Подобная межвидовая мимикрия ставит под сомнение убеждение, что разные виды принципиально отличаются друг от друга. Да, в некоторых отношениях это так. Но что если один вид может функционально превратиться в другой с помощью нескольких изменений? Понятия категорий становятся размытыми. Границы между видами истончаются. Таксономия может начать больше походить на изобретение категорий, чем на их открытие. Организм, способный перемещаться через видовую границу, создает проблему для нашей идеи фиксированной формы, предопределенной и неизменной идентичности.


Остановившись у водопада, чтобы еще раз полакомиться шоколадом, команда начала подниматься по извилистой тропе. Я задержалась, заинтересовавшись небольшими цветами, растущими из скального выступа слева от нас. Прямо из скал пробивались дикие фуксии с пурпурными и фиолетовыми колокольчиками. Здесь было несколько видов папоротников, за которыми я обожаю наблюдать. Некоторые из них были пленчатыми и полупрозрачными, толщиной всего в одну клетку. Другие больше походили на крепкие дербянки – папоротники, которые я знаю по Тихоокеанскому Северо-Западу. Затем я заметила ряд изящных папоротников с поразительными листочками, похожими на гинкго, зеленого цвета, которые свисали с блестящих черных стеблей. Я наклонилась, чтобы рассмотреть их поближе, и увидела необычный росток. Его листья казались нормальными, но стебли были зелеными, а не черными, как у адиантума. Это была бокила. Я позвала Джаноли. Он пришел в восторг. „Это первый известный случай, когда бокила имитирует папоротник“, – сказал он, ухмыляясь. На мгновение мне показалось, что он разговаривает немного свысока, словно бросая репортеру кость. „Нет, правда, находка ваша. Мы процитируем вас в газете“. Я радовалась как ребенок. То, что мне, впервые отправившейся на охоту за бокилой, оказалось так легко найти нечто новое, подчеркнуло, сколько еще предстоит узнать об этой удивительной лозе. В ту ночь, когда я улеглась и погасила свет в хижине, перед моими глазами то и дело возникала бокила, принимавшая разные формы.

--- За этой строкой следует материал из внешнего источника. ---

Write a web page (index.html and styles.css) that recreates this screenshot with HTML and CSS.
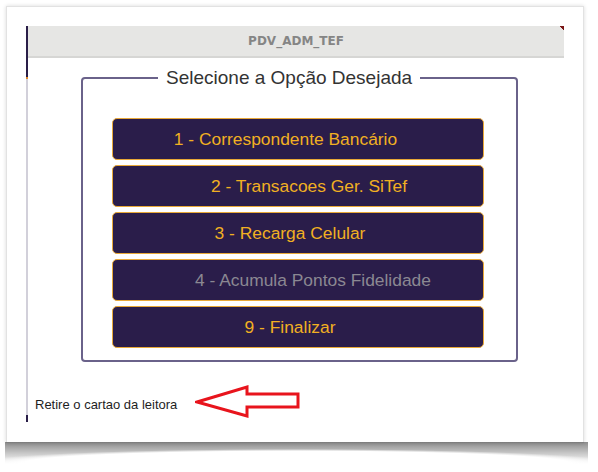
FILE: index.html
```html
<!DOCTYPE html>
<html>
  <head>
    <meta charset="utf-8">
    <title>PDV_ADM_TEF</title>
    <link rel="stylesheet" href="styles.css">
  </head>
  <body>
    <div class="sheet">
      <div class="window">
        <div class="titlebar">PDV_ADM_TEF</div>
        <fieldset class="menu">
          <legend>Selecione a Opção Desejada</legend>
          <div class="options">
            <button class="option shift-left-lg">1 - Correspondente Bancário</button>
            <button class="option shift-right">2 - Transacoes Ger. SiTef</button>
            <button class="option shift-left">3 - Recarga Celular</button>
            <button class="option shift-right-lg disabled">4 - Acumula Pontos Fidelidade</button>
            <button class="option shift-left">9 - Finalizar</button>
          </div>
        </fieldset>
        <div class="status">
          <span class="status-text">Retire o cartao da leitora</span>
          <svg class="arrow" width="106" height="33" viewBox="0 0 106 33">
            <polygon points="2,17 52,2 52,9 103,9 103,22 52,22 52,31" fill="#fff" stroke="#e8141c" stroke-width="3" stroke-linejoin="miter"/>
          </svg>
        </div>
      </div>
    </div>
  </body>
</html>
```

FILE: styles.css
```css
* {
  box-sizing: border-box;
}

body {
  margin: 0;
  padding: 6px 0 0 6px;
  height: 472px;
  background-color: #fff;
  font-family: "Liberation Sans", Arial, sans-serif;
}

/* paper card with the lifted shadow underneath */
.sheet {
  position: relative;
  width: 578px;
  height: 437px;
  padding: 19px 0 0 19px;
  background-color: #fff;
  border: 1px solid #e2e2e2;
  box-shadow: 0 0 4px rgba(0, 0, 0, 0.15);
}

.sheet::after {
  content: '';
  position: absolute;
  left: -2px;
  right: -5px;
  top: 100%;
  height: 22px;
  background:
    radial-gradient(ellipse 320px 14px at 50% 21px, #fff 85%, rgba(255, 255, 255, 0) 100%),
    linear-gradient(to bottom, rgba(0, 0, 0, 0.45), rgba(0, 0, 0, 0.2) 55%, rgba(0, 0, 0, 0));
}

.window {
  width: 538px;
  padding-bottom: 4px;
  border-left: 2px solid;
  border-image: linear-gradient(to bottom, #2a1e48 0 52px, #e0892a 52px 54px, #d2d0da 54px calc(100% - 8px), #2a1e48 calc(100% - 8px)) 1;
}

.titlebar {
  height: 32px;
  line-height: 30px;
  text-align: center;
  font-family: "DejaVu Sans", sans-serif;
  font-size: 12px;
  font-weight: bold;
  color: #858585;
  background: linear-gradient(225deg, #7a1616 0 3px, transparent 3px), #e6e6e4;
  border-bottom: 2px solid #d6d6d4;
}

.menu {
  margin: 9px 0 0 53px;
  width: 437px;
  padding: 0 0 12px 0;
  border: 2px solid #6a628a;
  border-radius: 4px;
}

.menu legend {
  margin-left: 75px;
  padding: 0 8px;
  font-size: 19px;
  line-height: 22px;
  color: #333;
}

.options {
  display: flex;
  flex-direction: column;
  gap: 5px;
  margin: 29px 0 0 29px;
  width: 372px;
}

.option {
  height: 42px;
  padding: 0;
  font-family: "Liberation Sans", Arial, sans-serif;
  font-size: 17.4px;
  color: #f1b022;
  background-color: #2a1d4a;
  border: 1.5px solid #e8a838;
  border-radius: 5px;
  text-align: center;
}

.option.disabled {
  color: #8b8892;
}

.shift-left-lg {
  padding-right: 25px;
}

.shift-left {
  padding-right: 16px;
}

.shift-right {
  padding-left: 22px;
}

.shift-right-lg {
  padding-left: 30px;
}

.status {
  display: flex;
  align-items: flex-end;
  gap: 18px;
  margin-top: 23px;
  padding-left: 7px;
}

.status-text {
  margin-bottom: 6px;
  font-size: 13px;
  line-height: 15px;
  color: #1e1e1e;
}

.arrow {
  display: block;
}
```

На следующий день, вернувшись в национальный парк, мы остановились на опушке леса, где земля была выкошена участками и оставались островки растительности. Казалось, бокила чувствовала себя здесь превосходно, извиваясь по растениям и искусно подражая им. Здесь лоза казалась особенно пышной, нежели в более густой части леса в нескольких метрах от нас, где она все еще встречается повсюду, но уже не так обильно и насыщенно, и, что важно, не так стремится подражать соседям.

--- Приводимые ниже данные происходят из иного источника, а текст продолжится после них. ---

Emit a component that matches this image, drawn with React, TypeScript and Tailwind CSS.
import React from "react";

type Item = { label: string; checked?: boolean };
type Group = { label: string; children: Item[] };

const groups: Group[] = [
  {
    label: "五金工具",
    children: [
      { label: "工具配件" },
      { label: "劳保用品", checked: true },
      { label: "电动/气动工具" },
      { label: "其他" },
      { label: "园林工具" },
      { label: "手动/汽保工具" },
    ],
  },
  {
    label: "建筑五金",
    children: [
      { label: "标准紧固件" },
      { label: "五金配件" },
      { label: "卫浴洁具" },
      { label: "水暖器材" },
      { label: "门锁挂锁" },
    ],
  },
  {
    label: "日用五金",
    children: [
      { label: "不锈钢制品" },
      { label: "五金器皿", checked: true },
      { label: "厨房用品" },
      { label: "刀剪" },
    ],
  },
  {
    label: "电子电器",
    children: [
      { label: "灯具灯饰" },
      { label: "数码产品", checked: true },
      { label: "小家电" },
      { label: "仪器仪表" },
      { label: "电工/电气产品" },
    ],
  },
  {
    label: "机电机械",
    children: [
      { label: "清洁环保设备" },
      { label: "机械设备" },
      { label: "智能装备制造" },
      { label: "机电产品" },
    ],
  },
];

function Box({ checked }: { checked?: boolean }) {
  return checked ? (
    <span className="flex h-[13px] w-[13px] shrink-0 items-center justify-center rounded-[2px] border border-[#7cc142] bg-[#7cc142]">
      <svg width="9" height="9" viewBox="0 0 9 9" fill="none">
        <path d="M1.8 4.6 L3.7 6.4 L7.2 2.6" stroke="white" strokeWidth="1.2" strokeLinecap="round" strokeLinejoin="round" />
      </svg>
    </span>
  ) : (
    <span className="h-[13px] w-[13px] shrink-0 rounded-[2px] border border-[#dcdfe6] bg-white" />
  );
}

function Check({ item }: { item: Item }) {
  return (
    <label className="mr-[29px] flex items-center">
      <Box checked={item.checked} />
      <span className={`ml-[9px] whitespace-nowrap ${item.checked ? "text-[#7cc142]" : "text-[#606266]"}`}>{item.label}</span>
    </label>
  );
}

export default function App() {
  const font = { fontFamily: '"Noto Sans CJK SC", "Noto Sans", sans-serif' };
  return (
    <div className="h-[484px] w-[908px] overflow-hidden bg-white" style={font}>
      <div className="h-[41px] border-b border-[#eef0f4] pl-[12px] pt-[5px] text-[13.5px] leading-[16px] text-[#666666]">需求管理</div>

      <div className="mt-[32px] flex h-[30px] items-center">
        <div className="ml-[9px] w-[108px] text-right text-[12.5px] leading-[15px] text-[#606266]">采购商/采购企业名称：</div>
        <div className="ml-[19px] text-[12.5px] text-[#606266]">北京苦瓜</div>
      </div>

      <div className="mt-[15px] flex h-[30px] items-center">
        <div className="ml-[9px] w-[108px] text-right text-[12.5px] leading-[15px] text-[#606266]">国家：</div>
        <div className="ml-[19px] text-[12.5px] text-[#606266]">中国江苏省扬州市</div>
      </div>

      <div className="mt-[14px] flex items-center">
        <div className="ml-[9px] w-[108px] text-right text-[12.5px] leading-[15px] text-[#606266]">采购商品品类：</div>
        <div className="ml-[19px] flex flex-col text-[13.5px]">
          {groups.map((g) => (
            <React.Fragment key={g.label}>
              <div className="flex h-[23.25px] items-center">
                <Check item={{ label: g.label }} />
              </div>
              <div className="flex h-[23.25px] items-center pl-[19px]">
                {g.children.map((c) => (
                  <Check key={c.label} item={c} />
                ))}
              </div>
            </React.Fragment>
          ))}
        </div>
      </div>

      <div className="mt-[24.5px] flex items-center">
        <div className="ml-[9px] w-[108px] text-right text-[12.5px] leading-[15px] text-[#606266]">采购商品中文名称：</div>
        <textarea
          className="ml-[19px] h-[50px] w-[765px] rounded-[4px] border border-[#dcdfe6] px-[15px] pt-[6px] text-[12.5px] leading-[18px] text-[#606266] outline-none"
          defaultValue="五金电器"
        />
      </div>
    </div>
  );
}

Участники группы, выстроившись в кружок в лесу, обсуждали, почему так происходит. Может быть, обилие света на поляне помогает бокиле видеть, пошутила Штоц. „Ну, вы понимаете – „видеть““, – она начертила в воздухе кавычки. Но в ее словах был смысл: количество солнечного света, проникающего сюда, по сравнению с лесом, могло означать, что бокила способна производить больше энергии и имеет больше ресурсов для таких затратных вещей, как изменение формы, цвета и рисунка жилок на листьях. Это как раз по части Штоц. Вся группа, и прежде всего Штоц, работает над пластичностью растений, то есть их способностью проявлять более широкий спектр своих возможных форм. Известно, что растения, имеющие более широкий доступ к ресурсам, более пластичны и проявляют все свои поведенческие особенности. Растение, получающее больше солнечного света или питательных веществ, может быть в некотором смысле более полной версией себя. Сальгадо-Луарте, в свою очередь, изучает, как растения, оказавшиеся в тени, стремятся прижаться к земле и мобилизоваться в ожидании лучших времен. Его особенно интересует, как листья некоторых видов в этом лесу необычайно разрастаются на солнце, увеличивая площадь своей поверхности, чтобы впитать как можно больше света. Ведь в тропическом лесу никогда не знаешь, когда листовой полог снова сомкнется. Но тот же вид, оказавшись в тенистом месте, пустит маленькие, жесткие листья, минимизируя расход энергии и надеясь продержаться до лучших времен. Если он продержится достаточно долго, то, возможно, большое старое дерево наконец-то упадет и откроет брешь в пологе, снова заливая растение светом, пока не стало слишком поздно. Доступность ресурсов, безусловно, определяет такие вещи, как экстравагантность. Для этого нужно иметь энергию. И разве трюк бокилы не был самым экстравагантным из всех?